Most of the smaller streams in this rivertop region once had native brook trout in them. Relatively few of those streams that held trout are a home for them today. Bootleg Hollow Creek, the stream that flows by my house and whose watershed I live upon, is one of those former brook trout waters. When I walk the lengths of this three-mile creek, whether it be near its waterfall dominated lower end or near its headwaters on the summit of King Hill, I sometimes think of the fish conspicuous by not being there.
When I moved here in the 1980s I heard stories about brook trout fishing in the creek that lasted till a few years before I arrived. Shortly after moving in, I was called to walk the stream and to have a look at what was in it. I wrote and published a poem about that first excursion on the creek whose watershed was now a life-line… “I call it Bootleg Hollow for/ An unofficial 1920’s name./ Its small silver cataract splashes/ To an olive pool, its song heard/ From our greening doorway…” I imagined trout and mink and springtime warblers as I worked my way upstream.
Several days ago I again walked past the old Collins’ farm, the abandoned farmhouse with its caved-in roof and shattered windows, with its opened doors and rotting couch. Long before my time in the hollow, the farm had been a beautiful establishment. Ruined, the house became my symbol for a time when people had an opportunity of living well with nature, when, instead, the opportunity went sour. The land and waters were abused; some human lives were wasted or abused; abandonment occurred.
Turning westward into the headwaters near the summit I found myself walking as I’d walked before: “Through birdsong in deserted fields,/ Through a kingdom of exploding woodcock/ And upthrust lance of skunk cabbage./ Here the flow becomes a woodland trickle/ Birthing in a pool beneath a beech,/ In aura of a drumming grouse/ And blossom of the first spring beauty.”

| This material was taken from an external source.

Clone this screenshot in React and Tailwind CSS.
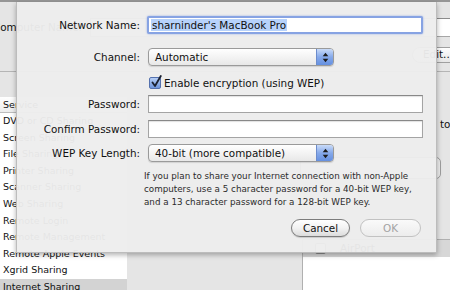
import React from 'react';

const services = [
  'DVD or CD Sharing',
  'Screen Sharing',
  'File Sharing',
  'Printer Sharing',
  'Scanner Sharing',
  'Web Sharing',
  'Remote Login',
  'Remote Management',
  'Remote Apple Events',
  'Xgrid Sharing',
  'Internet Sharing',
];

function Popup({ label }) {
  return (
    <div className="flex h-[18px] w-[186px] overflow-hidden rounded-[4px] border border-[#9a9a9a] bg-gradient-to-b from-white to-[#e8e8e8] shadow-[0_1px_1px_rgba(0,0,0,0.12)]">
      <div className="flex-1 pl-[6px] text-[10.4px] leading-[16px] text-[#111]">{label}</div>
      <div className="flex w-[17px] items-center justify-center border-l border-[#6c8ccc] bg-gradient-to-b from-[#c9dbf8] via-[#86a9ea] to-[#6590e0]">
        <svg width="7" height="11" viewBox="0 0 7 11">
          <path d="M3.5 0.8L6.3 4.3H0.7Z M3.5 10.2L0.7 6.7H6.3Z" fill="#1c1c1c" />
        </svg>
      </div>
    </div>
  );
}

function TextField() {
  return (
    <div className="h-[18px] w-[275px] border border-[#a4a4a4] border-t-[#888] bg-white shadow-[inset_0_1px_1px_rgba(0,0,0,0.12)]" />
  );
}

function Row({ label, children }) {
  return (
    <div className="flex items-center">
      <div className="w-[123px] text-right text-[10.4px] leading-[13px] text-[#111]">{label}</div>
      <div className="ml-[8px]">{children}</div>
    </div>
  );
}

export default function App() {
  return (
    <div className="relative h-[290px] w-[450px] overflow-hidden bg-[#e5e5e5] font-['DejaVu_Sans','Liberation_Sans',sans-serif] text-[#111]">
      {/* window behind the sheet */}
      <div className="flex h-full flex-col">
        <div className="h-[2px] shrink-0 bg-[#969696]" />
        <div className="flex h-[70px] shrink-0 flex-col border-b border-[#b5b5b5]">
          <div className="mt-[16px] flex items-center whitespace-nowrap">
            <span className="ml-[-7px] text-[10.4px] leading-[13px]">Computer Name:</span>
            <div className="ml-[8px] h-[19px] w-[380px] shrink-0 border border-[#a6a6a6] border-t-[#8c8c8c] bg-white" />
          </div>
          <div className="mt-[10px] flex whitespace-nowrap">
            <div className="ml-[412px] flex h-[16px] w-[70px] shrink-0 items-center rounded-full border border-[#a0a0a0] bg-gradient-to-b from-white to-[#e6e6e6] pl-[10px] text-[10.4px]">
              Edit...
            </div>
          </div>
        </div>
        <div className="flex flex-1">
          <div className="mt-[25px] flex w-[127px] shrink-0 flex-col bg-white">
            <div className="h-[16px] border-b border-[#bdbdbd] bg-gradient-to-b from-white to-[#ececec] pl-[3px] text-[9.5px] leading-[15px]">
              Service
            </div>
            {services.map((s) => (
              <div
                key={s}
                className={
                  s === 'Internet Sharing'
                    ? 'h-[16.6px] whitespace-nowrap bg-[#d3d3d3] pl-[3px] text-[9.5px] leading-[16.6px]'
                    : 'h-[16.6px] whitespace-nowrap pl-[3px] text-[9.5px] leading-[16.6px]'
                }
              >
                {s}
              </div>
            ))}
          </div>
          <div className="flex flex-1 flex-col">
            <div className="ml-[313px] mt-[46px] whitespace-nowrap text-[10.4px] leading-[13px]">to computers using:</div>
            <div className="ml-[173px] mt-[26px] h-[22px] w-[141px] rounded-[5px] border border-[#9d9d9d] bg-[#ececec]" />
            <div className="ml-[175px] mt-[60px] flex flex-1 flex-col border-l border-t border-[#b0b0b0] bg-white">
              <div className="flex h-[17px] items-center bg-[#d7d7d7]">
                <div className="ml-[12px] h-[11px] w-[11px] rounded-[2px] border border-[#8a8a8a] bg-white" />
                <span className="ml-[14px] whitespace-nowrap text-[10.4px]">AirPort</span>
              </div>
            </div>
          </div>
        </div>
      </div>

      {/* sheet */}
      <div className="absolute left-[16px] top-[2px] flex h-[251px] w-[421px] flex-col border-x border-b border-[#bcbcbc] bg-[#ededed]/[0.96] shadow-[0_2px_5px_rgba(0,0,0,0.3)]">
        <div className="mt-[14px]">
          <Row label="Network Name:">
            <div className="ml-[-1px] flex h-[18px] w-[276px] items-center rounded-[2px] border-2 border-[#87a3e3] bg-white pl-[2px] shadow-[0_0_2px_rgba(80,120,220,0.6)]">
              <span className="bg-[#b7d2fb] px-[1px] text-[10.4px] leading-[12px] whitespace-nowrap">sharninder's MacBook Pro</span>
            </div>
          </Row>
        </div>
        <div className="mt-[14px]">
          <Row label="Channel:">
            <Popup label="Automatic" />
          </Row>
        </div>
        <div className="mt-[11px] flex h-[12px] items-center pl-[132px]">
          <div className="relative h-[12px] w-[12px] rounded-[2px] border border-[#5471ae] bg-gradient-to-b from-[#b6cef5] to-[#6e95dc]">
            <svg className="absolute left-[1px] top-[-3px]" width="11" height="13" viewBox="0 0 11 13">
              <path d="M1.5 7.5L4 11L9.8 1" stroke="#1a2030" strokeWidth="1.8" fill="none" strokeLinecap="round" strokeLinejoin="round" />
            </svg>
          </div>
          <span className="ml-[3px] whitespace-nowrap text-[10.4px] leading-[13px]">Enable encryption (using WEP)</span>
        </div>
        <div className="mt-[6px]">
          <Row label="Password:">
            <TextField />
          </Row>
        </div>
        <div className="mt-[7px]">
          <Row label="Confirm Password:">
            <TextField />
          </Row>
        </div>
        <div className="mt-[6px]">
          <Row label="WEP Key Length:">
            <Popup label="40-bit (more compatible)" />
          </Row>
        </div>
        <p className="ml-[127px] mt-[7.5px] whitespace-nowrap text-[8.75px] leading-[13px] text-[#2b2b2b]">
          If you plan to share your Internet connection with non-Apple
          <br />
          computers, use a 5 character password for a 40-bit WEP key,
          <br />
          and a 13 character password for a 128-bit WEP key.
        </p>
        <div className="mr-[15px] mt-[10.5px] flex justify-end gap-[10px]">
          <button className="h-[18px] w-[59px] rounded-full border border-[#7c7c7c] bg-gradient-to-b from-white via-[#f2f2f2] to-[#dcdcdc] text-[10.4px] leading-[16px] text-[#111] shadow-[0_1px_1px_rgba(0,0,0,0.15)]">
            Cancel
          </button>
          <button className="h-[18px] w-[61px] rounded-full border border-[#c2c2c2] bg-gradient-to-b from-[#fafafa] to-[#ececec] text-[10.4px] leading-[16px] text-[#a3a3a3]">
            OK
          </button>
        </div>
      </div>
    </div>
  );
}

I didn’t find any trout here in the early days, and I didn’t find any on my recent visit. I wasn’t surprised. The old farms, long abandoned, had a major impact, a negative impact, on the health of the stream, as did several waves of heavy timbering. More recently, the highway department has thrown big punches at the stream, allowing run-off to enter its waters, actually rerouting sections of the creek from one side of the road to the other, installing culverts that impede migration, etcetera. I didn’t have any hope of finding trout in Bootleg Hollow, but as I edged along its upper waters where the stream has recovered nicely from abuse, where the spirit of wild things still remains, I couldn’t help but feel the loss.
When I reached the highest pool in the headwaters, a place of stillness before the stream becomes an intermittent flow, I paused at the source. Unlike the mouth of the stream (three miles below at Bennett Creek), where all the history of the flow is focused at one point, the source of Bootleg Hollow Creek seemed calm, transparent, timeless. At the first pool on the stream, it seemed like anything was possible from here on out, at least for the moment. I imagined I saw a brook trout, smaller than my little finger, a ghost of the native, almost real.